始まりのウリハッキョ編 生活の“中”にあったウリハッキョ vol.46 「金平団地」と朝鮮学校
広告
1960年代、福岡には行政による区画整理のため、生活していた場所から立ち退きを強要された在日朝鮮人たちがいた。代わりの住まいとして、たくさんの長屋で形成された「金平団地」(福岡市東区、現正式名称は浜松住宅)には多くの同胞が集まって暮らした。団地の敷地内には公園や銭湯のほか、市内から移された福岡朝鮮初級学校も存在した。
河川敷での住まい
1945年の祖国解放後、日本各地の港町は、日本の植民地支配から解き放たれ、いち早く故郷へ帰ろうとする朝鮮人で溢れた。
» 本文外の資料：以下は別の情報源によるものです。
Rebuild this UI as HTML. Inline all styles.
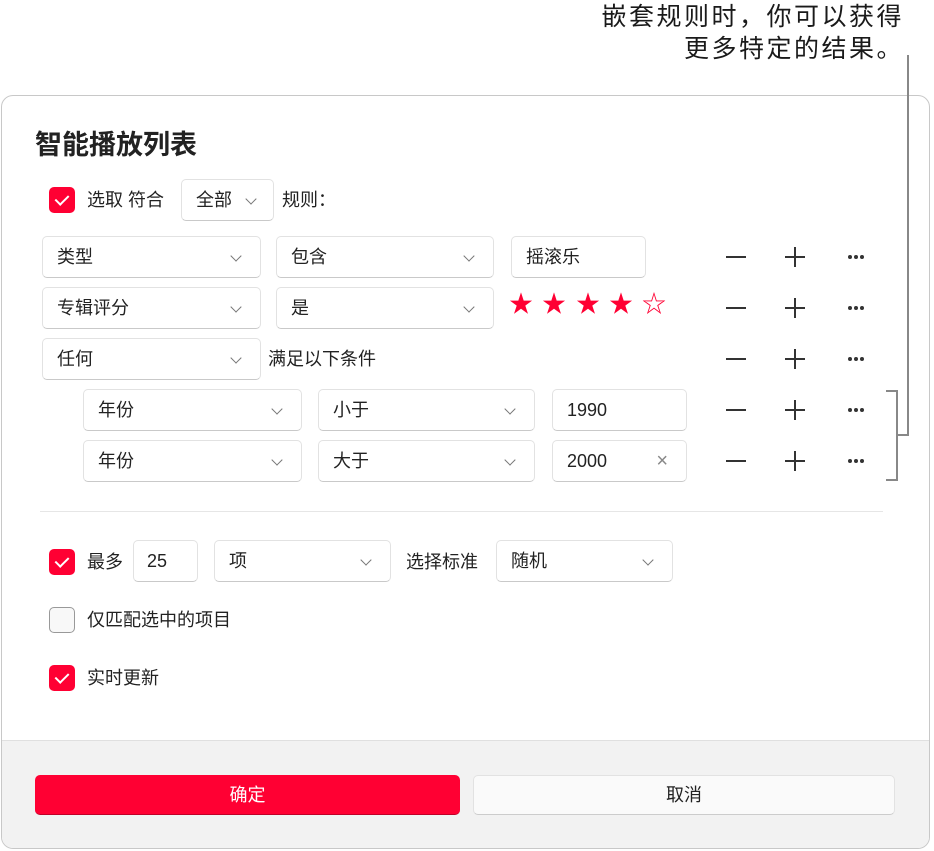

博多港にも数多くの朝鮮人が集まり、船を待つあいだに御笠川(地元では石堂川とも呼ばれる)の河川敷にバラックを建てたが、朝鮮半島の情勢悪化によって帰還が停止すると次第にそこが本格的な生活の拠点になっていった。
御笠川から近くの道路に立つ電柱には、「…昭和三〇年代まで、巨大な難民キャンプの様相を呈していた。この石堂川を挟んで西岸に韓国系、東岸は北朝鮮系の人々と、一応の棲分けがあった」と、当時を記した説明が貼られている。
不便な環境の中、どうにか生活が定着したものの、1960年代になると移転の話が持ち上がった。書籍『九州のなかの朝鮮―歩いて知る朝鮮と日本の歴史』には、「行政側の理由は『道路拡張および湾岸整備』で、町の景観、河川の汚濁、環境衛生、防災などを問題視していた」とある。
「金平団地」で育った李哲和さん(56)は、親世代の同胞に「行政から〝火付け人〟が来て家が燃やされた」という話を聞いたと話す。前述の書籍では、48年に福岡県が要請して進駐軍がブルドーザーで河川敷のバラックを壊した事実も記されている。このような行政側の一方的な強制排除に対抗し、住民側は住宅組合を発足して移転に関する交渉を重ねていった。
移転先に決まったのが大字金平。そこに建てられた団地ということで「金平団地」と呼ばれた。住民たちは62年に河川敷のバラック群を立ち退き、団地へ入居した。「約30棟・200件以上の長屋があり、1500人くらいが移住させられたと聞いた」(李哲和さん)。はじめにあったのは3畳ほどのコンクリート製の建物のみ。しかし、あまりにも狭いため同胞たちが木材をかき集めて木製の建物を隣にくっつけ、住居を拡張した。